Nietzsche is clear that the past must be overcome and I agree with him. I merely admire the audacity of a romantic worldview at odds with the beginnings of modernity, at war with the inevitable.

The flag sown by Jennifer is technically the
Confederate Naval Ensign. This is due to its proportions. If the white space were about a third longer it would be the Second National Flag of the Confederate States of America.

To me it is the most arrogant flag I’ve ever seen. I like its style. A vast field of white with the
Saint Andrews Cross for a cornerstone.

I voted for Barrack Obama. I hope he brings about great things for American foreign policy and domestic liberties. I tend to be socially liberal, fiscally conservative, which makes me more libertarian than anything else. My support for Obama might seem a contradiction with my pleasure for flying a Confederate Flag. Well, as Faulkner knew, being southern is full of such contradictions. To be southern is to experience a conflicted spirit on many levels. But, in the case of the flag, I personally see no contradiction, as I take the flag as a symbol of something much more complex than a sign of slavery alone.

Be that as it may I just wanted to share this pic of my TV antennae and my flag. Together they give the Finger to the whole wide confused world.

And expressing my sense of symbolism for something I cherish. The freedom to be defiant. The freedom to express oneself and to imbue one’s symbols with one’s intimate values. Otherwise, it’s just the nonsense of the herd, is it not?
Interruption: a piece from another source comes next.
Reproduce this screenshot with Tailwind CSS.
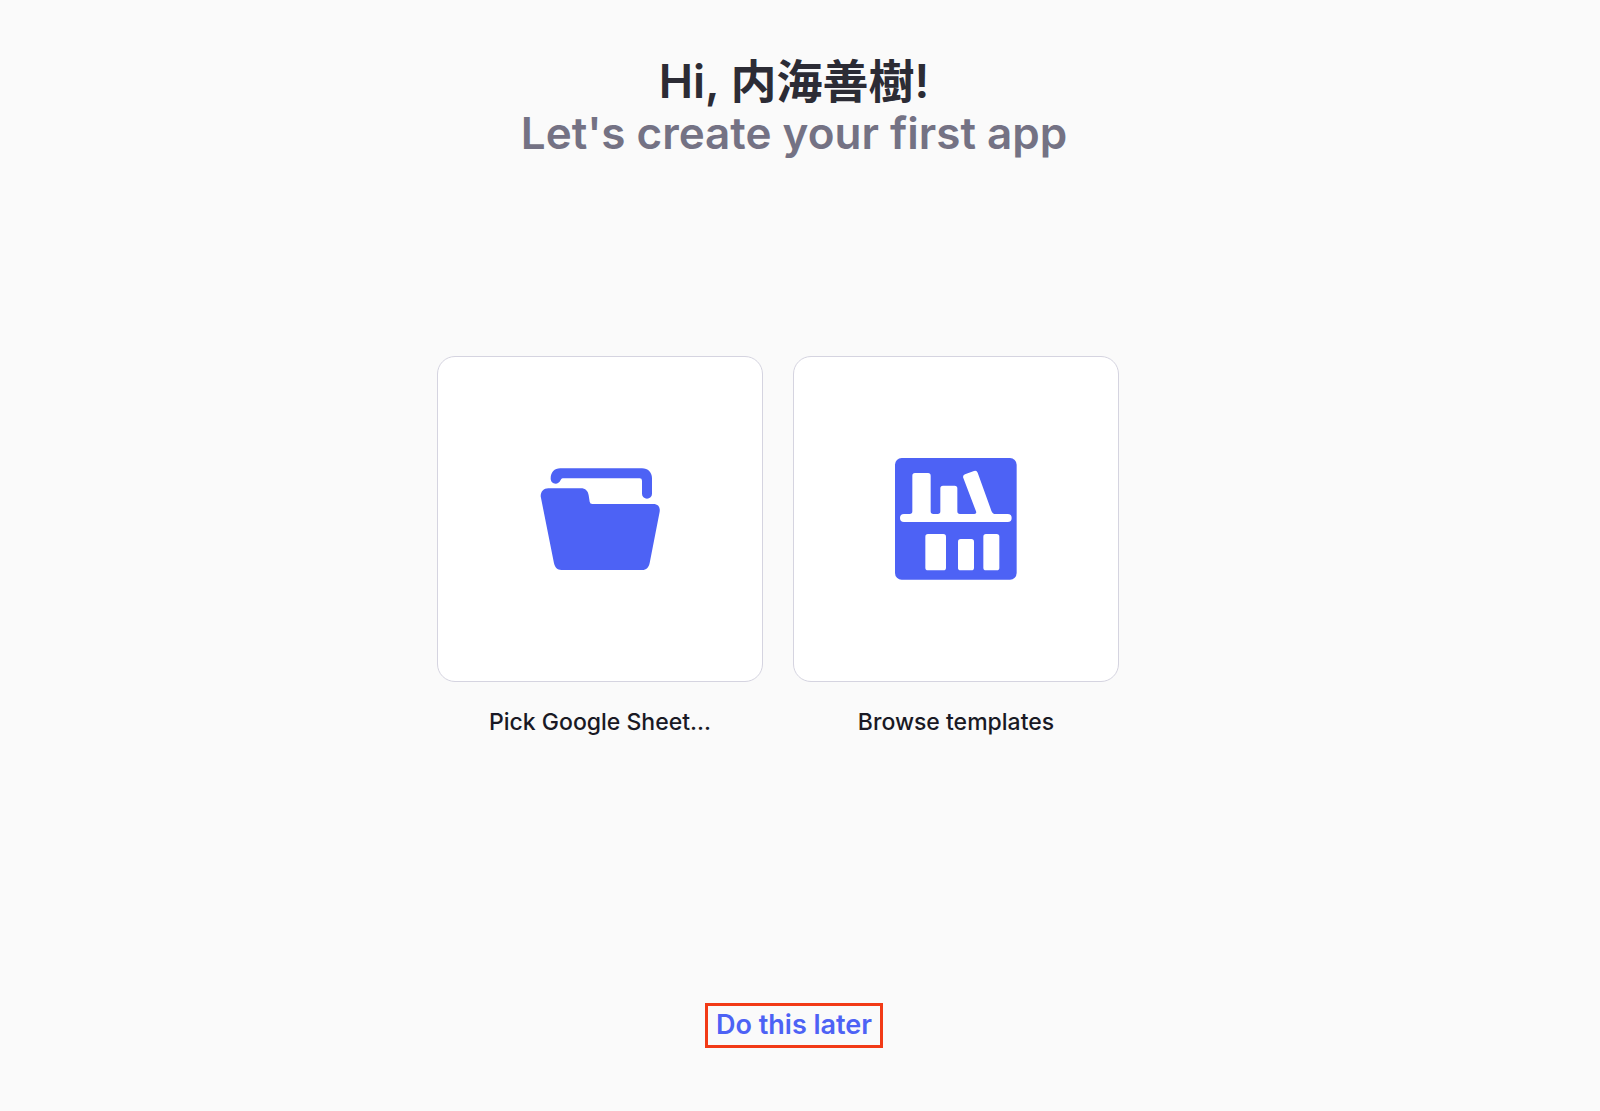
<!DOCTYPE html>
<html lang="en">
<head>
  <meta charset="UTF-8">
  <meta name="viewport" content="width=device-width, initial-scale=1.0">
  <title>Create your first app</title>
  <script src="https://cdn.jsdelivr.net/npm/@tailwindcss/browser@4"></script>
</head>
<body class="min-h-screen bg-[#fafafa] font-['Inter','Noto_Sans_CJK_JP',sans-serif] antialiased flex flex-col items-center pr-3">
  <header class="pt-[55px] text-center">
    <h1 class="leading-[52px] font-semibold">
      <span class="block text-[46px] text-[#2c2c35]">Hi, 内海善樹!</span>
      <span class="block text-[44px] text-[#747284]">Let's create your first app</span>
    </h1>
  </header>

  <main class="flex-1 flex items-center">
    <div class="flex gap-[30px] pr-8">
      <!-- Google Sheet picker -->
      <button type="button" class="flex flex-col items-center gap-6 cursor-pointer">
        <span class="w-[326px] aspect-square flex items-center justify-center bg-white border border-[#d5d4e0] rounded-[18px]">
          <svg class="size-[126px] fill-[#4d62f5]" viewBox="22 3 378 378" aria-hidden="true">
            <path d="M63 70C63 52 74 40 92 40H337C355 40 367 52 367 70V116A15 15 0 0 1 337 116V77Q337 70 330 70H99Q95 70 93 75C89 83 84 86 78 86C69 86 63 80 63 70Z"/>
            <path d="M33 124C33 109 42 100 56 100H153C168 100 175 108 177 121L180 140Q181 147 188 147H371C385 147 392 156 390 170L360 324C357 338 350 345 338 345H95C83 345 76 338 73 325Z"/>
          </svg>
        </span>
        <span class="text-[23px] leading-8 font-medium text-[#191924]">Pick Google Sheet...</span>
      </button>

      <!-- Template gallery -->
      <button type="button" class="flex flex-col items-center gap-6 cursor-pointer">
        <span class="w-[326px] aspect-square flex items-center justify-center bg-white border border-[#d5d4e0] rounded-[18px]">
          <svg class="size-[126px]" viewBox="26 18 378 378" aria-hidden="true">
            <rect x="32" y="24" width="365" height="365" rx="20" fill="#4d62f5"/>
            <g fill="#fff">
              <path d="M59 192H76Q84 192 84 184V77Q84 69 92 69H131Q139 69 139 77V184Q139 192 147 192H160Q168 192 168 184V115Q168 107 176 107H211Q219 107 219 115V184Q219 192 227 192H270Q278 192 275 184L237 84Q234 76 242 73L269 63Q277 60 280 68L321 182Q325 192 333 192H370A12 12 0 0 1 370 216H59A12 12 0 0 1 59 192Z"/>
              <rect x="123" y="252" width="62" height="109" rx="8"/>
              <rect x="221" y="267" width="48" height="94" rx="8"/>
              <rect x="297" y="252" width="48" height="109" rx="8"/>
            </g>
          </svg>
        </span>
        <span class="text-[23px] leading-8 font-medium text-[#191924]">Browse templates</span>
      </button>
    </div>
  </main>

  <footer class="pt-[68px] pb-[63px]">
    <a href="#" class="block border-[3px] border-[#f23a16] px-2 pt-[3px] pb-1 text-[27px] leading-8 font-semibold text-[#4d62f5]">Do this later</a>
  </footer>
</body>
</html>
So…free TV and free expression. Freedom squared.

1 comment:

Anonymous said...

Thanks again for your notes. I find them interesting and provocative.
However, as complicated as you want to make it, no slavery, no war.
Had a healthy Andrew Jackson been president in Dec 1860, there would not be anything more than a minor skirmish somewhere in South Carolina. And no big industry of careers built on such senseless slaughter.
And R. E. Lee and A. Lincoln would not be contenders for the most tragic figures in US history.